When running application, following error occurs:

 File "/home/spark/applications/./protocols-statistics/protocols_statistics.py", line 165, in <module>
    input_stream = KafkaUtils.createStream(ssc, args.input_zookeeper, "spark-consumer-" + application_name, {args.input_topic: kafka_partitions})
  File "/opt/spark/spark-bin/python/lib/pyspark.zip/pyspark/streaming/kafka.py", line 70, in createStream
  File "/opt/spark/spark-bin/python/lib/py4j-0.10.4-src.zip/py4j/java_gateway.py", line 1133, in __call__
  File "/opt/spark/spark-bin/python/lib/py4j-0.10.4-src.zip/py4j/protocol.py", line 319, in get_return_value
py4j.protocol.Py4JJavaError: An error occurred while calling o32.createStream.
: java.lang.NoClassDefFoundError: org/apache/spark/Logging
        at java.lang.ClassLoader.defineClass1(Native Method)
        at java.lang.ClassLoader.defineClass(ClassLoader.java:763)
        at java.security.SecureClassLoader.defineClass(SecureClassLoader.java:142)
        at java.net.URLClassLoader.defineClass(URLClassLoader.java:467)
        at java.net.URLClassLoader.access$100(URLClassLoader.java:73)
        at java.net.URLClassLoader$1.run(URLClassLoader.java:368)
        at java.net.URLClassLoader$1.run(URLClassLoader.java:362)
        at java.security.AccessController.doPrivileged(Native Method)
        at java.net.URLClassLoader.findClass(URLClassLoader.java:361)
        at java.lang.ClassLoader.loadClass(ClassLoader.java:424)
        at java.lang.ClassLoader.loadClass(ClassLoader.java:357)
        at org.apache.spark.streaming.kafka.KafkaUtils$.createStream(KafkaUtils.scala:91)
        at org.apache.spark.streaming.kafka.KafkaUtils$.createStream(KafkaUtils.scala:168)
        at org.apache.spark.streaming.kafka.KafkaUtilsPythonHelper.createStream(KafkaUtils.scala:632)
        at sun.reflect.NativeMethodAccessorImpl.invoke0(Native Method)
        at sun.reflect.NativeMethodAccessorImpl.invoke(NativeMethodAccessorImpl.java:62)
        at sun.reflect.DelegatingMethodAccessorImpl.invoke(DelegatingMethodAccessorImpl.java:43)
        at java.lang.reflect.Method.invoke(Method.java:498)
        at py4j.reflection.MethodInvoker.invoke(MethodInvoker.java:244)
        at py4j.reflection.ReflectionEngine.invoke(ReflectionEngine.java:357)
        at py4j.Gateway.invoke(Gateway.java:280)
        at py4j.commands.AbstractCommand.invokeMethod(AbstractCommand.java:132)
        at py4j.commands.CallCommand.execute(CallCommand.java:79)
        at py4j.GatewayConnection.run(GatewayConnection.java:214)
        at java.lang.Thread.run(Thread.java:745)
Caused by: java.lang.ClassNotFoundException: org.apache.spark.Logging
        at java.net.URLClassLoader.findClass(URLClassLoader.java:381)
        at java.lang.ClassLoader.loadClass(ClassLoader.java:424)
        at java.lang.ClassLoader.loadClass(ClassLoader.java:357)
        ... 25 more
xdanos commented 7 years ago

org/apache/spark/Logging was removed after spark 1.5.2.

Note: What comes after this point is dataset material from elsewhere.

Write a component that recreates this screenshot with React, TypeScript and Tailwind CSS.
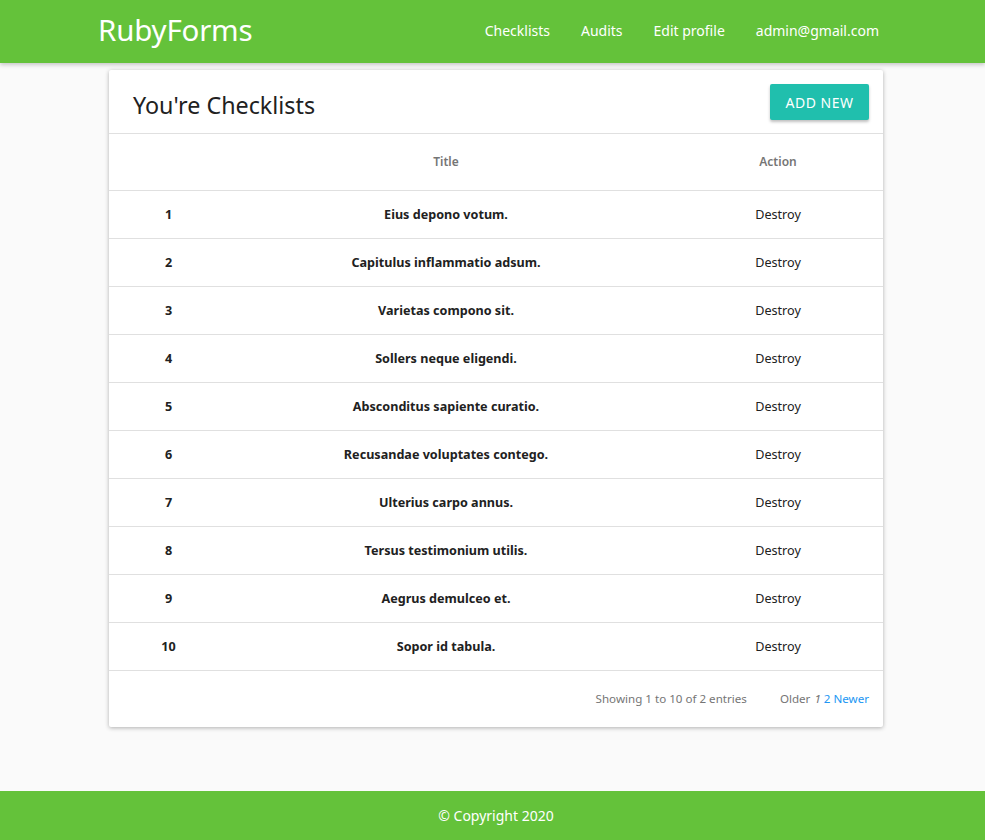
import React from "react";

const ROWS = [
    "Eius depono votum.",
    "Capitulus inflammatio adsum.",
    "Varietas compono sit.",
    "Sollers neque eligendi.",
    "Absconditus sapiente curatio.",
    "Recusandae voluptates contego.",
    "Ulterius carpo annus.",
    "Tersus testimonium utilis.",
    "Aegrus demulceo et.",
    "Sopor id tabula.",
];

const NAV = ["Checklists", "Audits", "Edit profile", "admin@gmail.com"];

export default function App() {
    return (
        <div
            className="min-h-[840px] flex flex-col bg-[#fafafa] text-[#212121]"
            style={{ fontFamily: '"Noto Sans", "Open Sans", sans-serif' }}
        >
            <header className="h-[63px] bg-[#64c23a] shadow-[0_2px_4px_rgba(0,0,0,0.2)] relative z-10">
                <div className="flex items-center justify-between h-full pl-[98px] pr-[106px]">
                    <a className="text-white text-[29.5px] leading-none tracking-[-0.2px] -mt-[4px]">RubyForms</a>
                    <nav className="flex items-center gap-[31px] text-white text-[14px] -mt-[2px]">
                        {NAV.map((n) => (
                            <a key={n}>{n}</a>
                        ))}
                    </nav>
                </div>
            </header>

            <main className="flex-1 pt-[7px] pb-[64px]">
                <div className="ml-[109px] w-[774px] bg-white rounded-[2px] shadow-[0_1px_4px_rgba(0,0,0,0.3)]">
                    <div className="h-[64px] flex items-center justify-between pl-[24px] pr-[14px] border-b border-[#e0e0e0]">
                        <h1 className="text-[23.3px] text-[#212121] mt-[7px]">You're Checklists</h1>
                        <button className="h-[36px] w-[99px] bg-[#20bfad] text-white text-[14px] tracking-[0.5px] rounded-[2px] shadow-[0_2px_3px_rgba(0,0,0,0.25)] mt-[1px]">
                            ADD NEW
                        </button>
                    </div>

                    <div className="grid grid-cols-[118px_438px_1fr] h-[57px] items-center border-b border-[#e0e0e0] text-[12px] font-semibold text-[#757575]">
                        <div />
                        <div className="text-center">Title</div>
                        <div className="text-center pl-[8px]">Action</div>
                    </div>

                    {ROWS.map((title, i) => (
                        <div
                            key={i}
                            className="grid grid-cols-[118px_438px_1fr] h-[48px] items-center pt-[2px] border-b border-[#e0e0e0] text-[12.6px]"
                        >
                            <div className="text-center font-bold pl-[1px]">{i + 1}</div>
                            <div className="text-center font-bold">{title}</div>
                            <div className="text-center pl-[8px]">Destroy</div>
                        </div>
                    ))}

                    <div className="h-[56px] flex items-center justify-end pr-[14px] text-[11.6px] text-[#757575]">
                        <span>Showing 1 to 10 of 2 entries</span>
                        <span className="ml-[33px]">Older</span>
                        <span className="ml-[4px] italic">1</span>
                        <span className="ml-[3px] text-[#2196f3]">2 Newer</span>
                    </div>
                </div>
            </main>

            <footer className="h-[49px] bg-[#64c23a] flex items-center justify-center pl-[7px] text-white text-[14px]">
                © Copyright 2020
            </footer>
        </div>
    );
}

probably use another library?

tomjirsa commented 7 years ago

spark-streaming-kafka-0-8-assembly_2.11 does the trick. Maven repo

xdanos commented 7 years ago

We use Kafka 0.10.x -- spark-streaming-kafka-0-10-assembly_2.11 would be better.

tomjirsa commented 7 years ago

We prefer stable version 0.8 with python support - see kafka integration guide

xdanos commented 7 years ago

Jo.

tomjirsa commented 7 years ago

Application protocol statistics tested - no need for mondification. Merged with master #27 .

Stream4Flow is now running Spark 2.1.0.